As we discussed when we met with the chairman, it is important to obtain a cost estimate of the various proposals within HB 109. If the goal is to maintain TRS as a defined benefit, it would be helpful for all of us to know more about what the provisions in HB 109 are expected to save. We cannot justify retirement changes for new teachers and jeopardize recruitment efforts without more fiscal information. PAGE respectfully reiterates our request for fiscal impact information.

As for the provisions in HB 109, we are particularly concerned about raising the mandatory employee contribution rate. Currently, the ceiling is set at 6 percent. HB 109 would raise the minimum contribution to 6 percent and cap it at 10 percent. Ten percent would be very prohibitive for potential new teachers and would undo the $3,000 raise.

If policymakers do consider raising the contribution rate, they should narrow the guardrails, consider an 8 percent cap, and strongly consider a schedule to deliver the remaining $2,000 of the promised $5,000 raise to offset the potential negative impact on teacher recruitment.

At the other end of the salary scale are teachers who top out at 20 years on the schedule.
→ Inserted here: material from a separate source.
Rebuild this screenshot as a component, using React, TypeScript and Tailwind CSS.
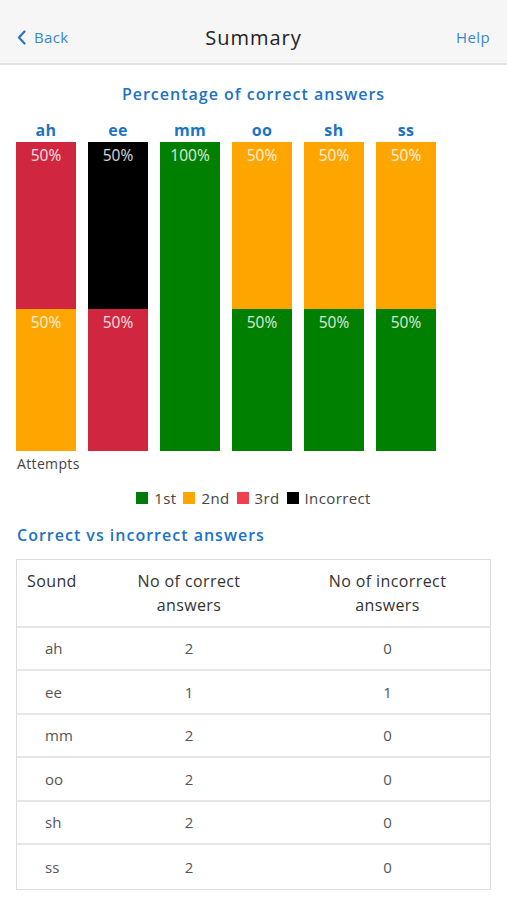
import React from 'react'

type Seg = { color: string; label: string; h: number }

const bars: { sound: string; top: Seg; bottom: Seg | null }[] = [
  { sound: 'ah', top: { color: 'bg-[#d02640]', label: '50%', h: 167 }, bottom: { color: 'bg-[#ffa500]', label: '50%', h: 142 } },
  { sound: 'ee', top: { color: 'bg-black', label: '50%', h: 167 }, bottom: { color: 'bg-[#d02640]', label: '50%', h: 142 } },
  { sound: 'mm', top: { color: 'bg-[#008000]', label: '100%', h: 309 }, bottom: null },
  { sound: 'oo', top: { color: 'bg-[#ffa500]', label: '50%', h: 167 }, bottom: { color: 'bg-[#008000]', label: '50%', h: 142 } },
  { sound: 'sh', top: { color: 'bg-[#ffa500]', label: '50%', h: 167 }, bottom: { color: 'bg-[#008000]', label: '50%', h: 142 } },
  { sound: 'ss', top: { color: 'bg-[#ffa500]', label: '50%', h: 167 }, bottom: { color: 'bg-[#008000]', label: '50%', h: 142 } },
]

const rows = [
  ['ah', 2, 0],
  ['ee', 1, 1],
  ['mm', 2, 0],
  ['oo', 2, 0],
  ['sh', 2, 0],
  ['ss', 2, 0],
]

const legend = [
  { color: 'bg-[#007a0c]', label: '1st' },
  { color: 'bg-[#ffa500]', label: '2nd' },
  { color: 'bg-[#f0404f]', label: '3rd' },
  { color: 'bg-black', label: 'Incorrect' },
]

function Segment({ seg }: { seg: Seg }) {
  return (
    <div className={`${seg.color} flex justify-center`} style={{ height: seg.h }}>
      <span className="mt-[3px] text-[15.5px] leading-5 text-white/85">{seg.label}</span>
    </div>
  )
}

export default function App() {
  return (
    <div className="w-[507px] h-[900px] bg-white overflow-hidden font-['Open_Sans',sans-serif]">
      {/* header */}
      <div className="h-[65px] bg-[#f6f6f6] border-b-2 border-[#e2e2e2] flex items-center justify-between px-[17px] pt-[12px]">
        <div className="flex items-center gap-[8px] w-20 text-[#3a86cc]">
          <svg width="9" height="15" viewBox="0 0 9 15" fill="none">
            <path d="M7.5 1.5 L2 7.5 L7.5 13.5" stroke="#2a74c0" strokeWidth="2.2" strokeLinecap="round" strokeLinejoin="round" />
          </svg>
          <span className="text-[15px] tracking-wide">Back</span>
        </div>
        <span className="text-[20px] text-[#222] tracking-wider">Summary</span>
        <span className="w-20 text-right text-[15px] text-[#3a86cc] tracking-wide">Help</span>
      </div>

      <div className="text-center mt-[17px] text-[16px] text-[#1c73c4] font-semibold tracking-[1px]">
        Percentage of correct answers
      </div>

      {/* chart */}
      <div className="flex gap-[12px] px-[16px] mt-[14px]">
        {bars.map((b) => (
          <div key={b.sound} className="w-[60px] flex flex-col">
            <div className="text-center text-[16px] leading-5 font-bold text-[#1c73c4] tracking-wide">{b.sound}</div>
            <div className="mt-[2px] flex flex-col">
              <Segment seg={b.top} />
              {b.bottom && <Segment seg={b.bottom} />}
            </div>
          </div>
        ))}
      </div>
      <div className="px-[17px] mt-[2px] text-[14px] text-[#444] tracking-wide">Attempts</div>

      <div className="flex justify-center items-center gap-[7px] mt-[13px] text-[15px] text-[#444]">
        {legend.map((l) => (
          <div key={l.label} className="flex items-center gap-[6px]">
            <span className={`w-[12px] h-[12px] ${l.color}`} />
            <span className="tracking-wide">{l.label}</span>
          </div>
        ))}
      </div>

      <div className="px-[17px] mt-[13px] text-[16px] font-semibold text-[#1c73c4] tracking-[1px]">
        Correct vs incorrect answers
      </div>

      {/* table */}
      <div className="mx-[16px] mt-[12px] border border-[#ddd]">
        <div className="h-[68px] grid grid-cols-[90px_170px_1fr] items-start pt-[9px] text-[16px] text-[#333] tracking-wide leading-6 border-b-2 border-[#e6e6e6]">
          <div className="pl-[10px]">Sound</div>
          <div className="text-center -ml-[6px]">No of correct<br />answers</div>
          <div className="text-center pl-[8px]">No of incorrect<br />answers</div>
        </div>
        {rows.map((r, i) => (
          <div
            key={r[0] as string}
            className={`h-[43.5px] grid grid-cols-[90px_170px_1fr] items-center text-[15px] text-[#555] ${i < rows.length - 1 ? 'border-b-2 border-[#e6e6e6]' : ''}`}
          >
            <div className="pl-[28px]">{r[0]}</div>
            <div className="text-center -ml-[6px]">{r[1]}</div>
            <div className="text-center pl-[8px]">{r[2]}</div>
          </div>
        ))}
      </div>
    </div>
  )
}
After that, they teach with no additional steps. If future educators were strongly incentivized by HB 109 to continue teaching until age 60, policymakers should consider adding new steps to the salary scale.

We hope we can work together with the Chairman to achieve everyone's goals here. Bottom line: TRS is on solid financial footing. Its funding ratio is higher than many retirement plans, and TRS provides outstanding bang for the public buck. TRS management fees are very low, at 0.06 percent compared with the US average of .44 percent. Additionally, the economic impact of TRS is significant, and TRS has provided economic impact data to you on a county by county basis.

The bill will be discussed again on Tuesday.